- DVD cover art
- Also known as: Ming Dynasty 1566
- 大明王朝1566
- Genre: Historical drama
- Written by: Liu Heping
- Directed by: Zhang Li
- Presented by: Ouyang Changlin; Wang Wenling; Peng Tielin;
- Starring: Chen Baoguo; Huang Zhizhong; Wang Qingxiang; Yan Ni; Wang Yajie; Guo Dongwen; Zheng Yu; Zhang Zijian;
- Opening theme: "Efficient Governance is of Paramount Importance" (治世民为天) by Tan Weiwei
- Ending theme: "Clear and Open Skies" (海阔天青) by Tan Jing
- Composers: Liu Jian; Han Wei; Zhao Jiping;
- Country of origin: China
- Original language: Mandarin
- No. of episodes: 46

Production
- Producer: Chi Xiaoning
- Production location: China
- Running time: ≈45 minutes per episode

Original release
- Network: Hunan TV; CCTV;

= Ming Dynasty in 1566 =

Ming Dynasty in 1566 is a Chinese historical television series based on the events during the reign of the Jiajing Emperor of the Ming dynasty from 1521 to 1567. Starring Chen Baoguo as the Jiajing Emperor and Huang Zhizhong as Hai Rui, the series was first broadcast on Hunan TV in China in 2007.

== Synopsis ==
The series is set in 16th-century China during the reign of the Jiajing Emperor of the Ming dynasty. For the past 20 years, the emperor has devoted his time to practising Taoism in pursuit of immortality, leaving the corrupt official Yan Song and his supporters in control of the government.

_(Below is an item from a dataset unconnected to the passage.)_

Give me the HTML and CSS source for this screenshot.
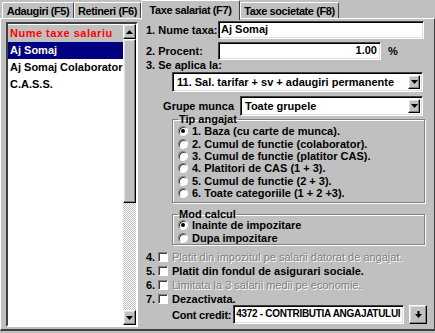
FILE: index.html
```html
<!DOCTYPE html>
<html lang="ro">
<head>
    <meta charset="UTF-8">
    <title>Taxe salariat</title>
    <link rel="stylesheet" href="styles.css">
</head>
<body>
    <div class="window">
        <div class="tabs">
            <div class="tab tab-1">Adaugiri (F5)</div>
            <div class="tab tab-2">Retineri (F6)</div>
            <div class="tab tab-3 active">Taxe salariat (F7)</div>
            <div class="tab tab-4">Taxe societate (F8)</div>
        </div>

        <div class="panel">
            <!-- list of taxes -->
            <div class="list">
                <div class="list-body">
                    <div class="list-head">Nume taxe salariu</div>
                    <div class="list-row selected">Aj Somaj</div>
                    <div class="list-row">Aj Somaj Colaborator</div>
                    <div class="list-row">C.A.S.S.</div>
                </div>
                <div class="scrollbar">
                    <div class="btn3d sb-btn">
                        <svg width="7" height="4" viewBox="0 0 7 4"><path d="M3.5 0 L7 4 L0 4 Z" fill="#000"/></svg>
                    </div>
                    <div class="btn3d sb-thumb"></div>
                    <div class="sb-track"></div>
                    <div class="btn3d sb-btn">
                        <svg width="7" height="4" viewBox="0 0 7 4"><path d="M0 0 L7 0 L3.5 4 Z" fill="#000"/></svg>
                    </div>
                </div>
            </div>

            <!-- edit form -->
            <div class="form">
                <div class="row row-name">
                    <span class="label">1. Nume taxa:</span>
                    <div class="field field-name">Aj Somaj</div>
                </div>
                <div class="row row-pct">
                    <span class="label">2. Procent:</span>
                    <div class="field field-pct">1.00</div>
                    <span class="pct">%</span>
                </div>
                <div class="label label-apply">3. Se aplica la:</div>
                <div class="combo combo-apply">
                    <div class="combo-text">11. Sal. tarifar + sv + adaugiri permanente</div>
                    <div class="btn3d combo-btn">
                        <svg width="7" height="4" viewBox="0 0 7 4"><path d="M0 0 L7 0 L3.5 4 Z" fill="#000"/></svg>
                    </div>
                </div>
                <div class="row row-group">
                    <span class="label label-group">Grupe munca</span>
                    <div class="combo combo-group">
                        <div class="combo-text">Toate grupele</div>
                        <div class="btn3d combo-btn">
                            <svg width="7" height="4" viewBox="0 0 7 4"><path d="M0 0 L7 0 L3.5 4 Z" fill="#000"/></svg>
                        </div>
                    </div>
                </div>

                <fieldset class="groupbox box-tip">
                    <legend>Tip angajat</legend>
                    <div class="opt"><span class="radio checked"></span>1. Baza (cu carte de munca).</div>
                    <div class="opt"><span class="radio"></span>2. Cumul de functie (colaborator).</div>
                    <div class="opt"><span class="radio"></span>3. Cumul de functie (platitor CAS).</div>
                    <div class="opt"><span class="radio"></span>4. Platitori de CAS (1 + 3).</div>
                    <div class="opt"><span class="radio"></span>5. Cumul de functie (2 + 3).</div>
                    <div class="opt"><span class="radio"></span>6. Toate categoriile (1 + 2 +3).</div>
                </fieldset>

                <fieldset class="groupbox box-mod">
                    <legend>Mod calcul</legend>
                    <div class="opt"><span class="radio checked"></span>Inainte de impozitare</div>
                    <div class="opt"><span class="radio"></span>Dupa impozitare</div>
                </fieldset>

                <div class="checks">
                    <div class="check-row"><span class="num">4.</span><span class="check"></span><span class="disabled">Platit din impozitul pe salarii datorat de angajat.</span></div>
                    <div class="check-row"><span class="num">5.</span><span class="check"></span>Platit din fondul de asigurari sociale.</div>
                    <div class="check-row"><span class="num">6.</span><span class="check"></span><span class="disabled">Limitata la 3 salarii medii pe economie.</span></div>
                    <div class="check-row"><span class="num">7.</span><span class="check"></span>Dezactivata.</div>
                </div>

                <div class="row row-cont">
                    <span class="label label-cont">Cont credit:</span>
                    <div class="field field-cont">4372 - CONTRIBUTIA ANGAJATULUI</div>
                    <div class="btn3d cont-btn">
                        <svg width="7" height="7" viewBox="0 0 7 7"><rect x="2.5" y="0" width="2" height="3" fill="#000"/><path d="M0 3 L7 3 L3.5 7 Z" fill="#000"/></svg>
                    </div>
                </div>
            </div>
        </div>
    </div>
</body>
</html>
```

FILE: styles.css
```css
* {
    box-sizing: border-box;
}

body {
    margin: 0;
    background: #c0c0c0;
    font-family: "Liberation Sans", Arial, sans-serif;
    font-size: 11px;
    font-weight: bold;
    color: #000;
}

.window {
    width: 435px;
    height: 333px;
    background: #c0c0c0;
}

/* tabs */
.tabs {
    display: flex;
    height: 18px;
    padding-left: 2px;
    align-items: flex-end;
}

.tab {
    height: 16px;
    padding-top: 2px;
    line-height: 12px;
    text-align: center;
    letter-spacing: -0.4px;
    border-top: 1px solid #fff;
    border-left: 1px solid #fff;
    border-right: 1px solid #404040;
    border-radius: 2px 2px 0 0;
    white-space: nowrap;
}

.tab-1 { width: 72px; }
.tab-2 { width: 67px; }
.tab-3 { width: 99px; }
.tab-4 { width: 99px; }

.tab.active {
    height: 20px;
    margin-bottom: -2px;
    padding-top: 3px;
    background: #c0c0c0;
    position: relative;
    z-index: 1;
}

/* panel */
.panel {
    display: flex;
    height: 313px;
    padding: 3px 0 0 5px;
    border-top: 1px solid #fff;
    border-left: 1px solid #fff;
    border-right: 1px solid #404040;
    border-bottom: 2px solid #404040;
}

/* list */
.list {
    display: flex;
    width: 132px;
    height: 305px;
    border: 2px solid;
    border-color: #404040 #fff #fff #404040;
    box-shadow: inset 1px 1px #000;
}

.list-body {
    flex: 1;
    background: #fff;
    padding-top: 1px;
}

.list-head {
    height: 17px;
    padding-left: 2px;
    line-height: 16px;
    background: #c0c0c0;
    color: #f00;
    letter-spacing: 0.5px;
}

.list-row {
    height: 17px;
    padding-left: 2px;
    line-height: 16px;
    white-space: nowrap;
}

.list-row.selected {
    background: #000080;
    color: #fff;
}

.btn3d {
    background: #c0c0c0;
    border: 1px solid;
    border-color: #fff #000 #000 #fff;
    box-shadow: inset -1px -1px #808080, inset 1px 1px #dfdfdf;
    display: flex;
    align-items: center;
    justify-content: center;
}

.scrollbar {
    width: 13px;
    display: flex;
    flex-direction: column;
    background: #dfdfdf;
}

.sb-btn {
    height: 15px;
}

.sb-thumb {
    height: 164px;
}

.sb-track {
    flex: 1;
    background: repeating-conic-gradient(#fff 0 25%, #c0c0c0 0 50%) 0 0 / 2px 2px;
}

/* form */
.form {
    width: 285px;
    margin-left: 4px;
    margin-top: -1px;
    display: flex;
    flex-direction: column;
}

.row {
    display: flex;
    align-items: center;
}

.label {
    white-space: nowrap;
}

.field {
    background: #fff;
    border: 1px solid;
    border-color: #404040 #fff #fff #404040;
    box-shadow: inset 1px 1px #000, inset -1px -1px #dfdfdf;
    padding: 0 3px;
    line-height: 15px;
    white-space: nowrap;
    overflow: hidden;
}

.row-name {
    height: 18px;
    padding-left: 4px;
}

.row-name .label {
    width: 72px;
}

.field-name {
    width: 206px;
    height: 18px;
    padding-left: 2px;
}

.row-pct {
    height: 18px;
    margin-top: 3px;
    padding-left: 4px;
}

.row-pct .label {
    width: 72px;
}

.field-pct {
    width: 163px;
    height: 18px;
    text-align: right;
}

.pct {
    margin-left: 7px;
}

.label-apply {
    padding-left: 4px;
    height: 11px;
    line-height: 11px;
}

.combo {
    display: flex;
    height: 20px;
    background: #fff;
    border: 1px solid;
    border-color: #404040 #fff #fff #404040;
    box-shadow: inset 1px 1px #000, inset -1px -1px #dfdfdf;
    padding: 2px;
}

.combo-text {
    flex: 1;
    padding-left: 2px;
    line-height: 15px;
    white-space: nowrap;
    overflow: hidden;
}

.combo-btn {
    width: 12px;
}

.combo-apply {
    width: 251px;
    margin-left: 30px;
    margin-top: 1px;
}

.row-group {
    margin-top: 4px;
    height: 20px;
}

.label-group {
    width: 98px;
    text-align: right;
    padding-right: 6px;
}

.combo-group {
    width: 183px;
}

/* group boxes */
.groupbox {
    margin: 0 0 0 30px;
    width: 253px;
    padding: 0 0 0 5px;
    border: 1px solid #808080;
    box-shadow: 1px 1px #fff, inset 1px 1px #fff;
}

.groupbox legend {
    padding: 0 1px;
    line-height: 11px;
}

.box-tip {
    margin-top: -2px;
    height: 89px;
}

.box-mod {
    margin-top: 6px;
    height: 36px;
}

.box-mod legend {
    line-height: 10px;
}

.opt {
    display: flex;
    align-items: center;
    height: 12.4px;
    line-height: 12px;
    white-space: nowrap;
}

.radio {
    width: 10px;
    height: 10px;
    margin-right: 4px;
    border-radius: 50%;
    background: #fff;
    border: 1px solid;
    border-color: #808080 #fff #fff #808080;
    box-shadow: inset 1px 1px #404040;
    position: relative;
    flex-shrink: 0;
}

.radio.checked::after {
    content: "";
    position: absolute;
    left: 2px;
    top: 2px;
    width: 4px;
    height: 4px;
    border-radius: 50%;
    background: #000;
}

/* checkboxes */
.checks {
    margin-top: 5px;
    padding-left: 4px;
}

.check-row {
    display: flex;
    align-items: center;
    height: 14px;
    white-space: nowrap;
}

.num {
    width: 12px;
}

.check {
    width: 10px;
    height: 10px;
    margin-right: 4px;
    background: #fff;
    border: 1px solid;
    border-color: #808080 #fff #fff #808080;
    box-shadow: inset 1px 1px #404040;
    flex-shrink: 0;
}

.disabled {
    color: #808080;
    text-shadow: 1px 1px #fff;
    font-weight: normal;
}

.row-cont {
    margin-top: -1px;
    height: 19px;
    padding-left: 30px;
}

.label-cont {
    margin-right: 2px;
    letter-spacing: -0.2px;
}

.field-cont {
    width: 176px;
    height: 19px;
    padding-left: 2px;
    font-size: 10px;
    letter-spacing: -0.3px;
}

.cont-btn {
    width: 18px;
    height: 19px;
    margin-left: 5px;
}
```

Yan Song's abuses of power have stirred up widespread discontent at all levels of the government, with many calling for him to be removed from office. Hai Rui, an upright official, is one of the few who dare to stand up to corruption.

== Episodes ==

| No. overall | No. in season | Title | Directed by | Written by | Original release date |
| 1 | 1 | "Episode 1" | Zhang Li | Liu Heping | 2007 |
In the 39th year of Emperor Jiajing's reign, a snowless winter signals misfortune. Zhou Yunyi, an official who criticizes corruption and excessive spending, is executed, sparking outrage. As the Emperor prays for snow, factions within the court clash over fiscal reforms, while the birth of an imperial grandson brings hope. The approval of a controversial mulberry field policy sets the stage for peasant unrest.
| 2 | 2 | "Episode 2" | Zhang Li | Liu Heping | 2007 |
During Emperor Jiajing's reign, the birth of his first grandson shifts the delicate balance of power in the court. Eunuch Lü Fang sends Feng Bao to the Prince of Yu's residence to guide the imperial heir, laying the groundwork for future political maneuvers. Meanwhile, officials Xu Jie, Gao Gong, and Zhang Juzheng work with the Prince to counter the Yan faction’s harmful "rice-to-mulberry" policy, which causes famine and unrest in Zhejiang. Local uprisings, led by farmers like Qi Dazhu, escalate as corrupt officials profit from silk trade deals, while Governor Hu Zongxian secretly opposes the policy, creating further tension within the court.
| 3 | 3 | "Episode 3" | Zhang Li | Liu Heping | 2007 |
Emperor Jiajing’s visit to the Prince of Yu’s residence rekindles his affection for his grandson, leading to grand gestures like granting silk rewards. Meanwhile, Yan Song uses the opportunity to test the Emperor’s stance by presenting Governor Hu Zongxian’s memorial, while Yan Shifan, seeking quick gains, conspires to flood farmland in nine counties for cheap land acquisition. Their actions lead to disastrous consequences, forcing Hu Zongxian, Qi Jiguang, and Tan Lun to mobilize troops and work with locals to mitigate the damage. The flooding spares seven counties but devastates two, thwarting Yan Shifan’s land-grab scheme.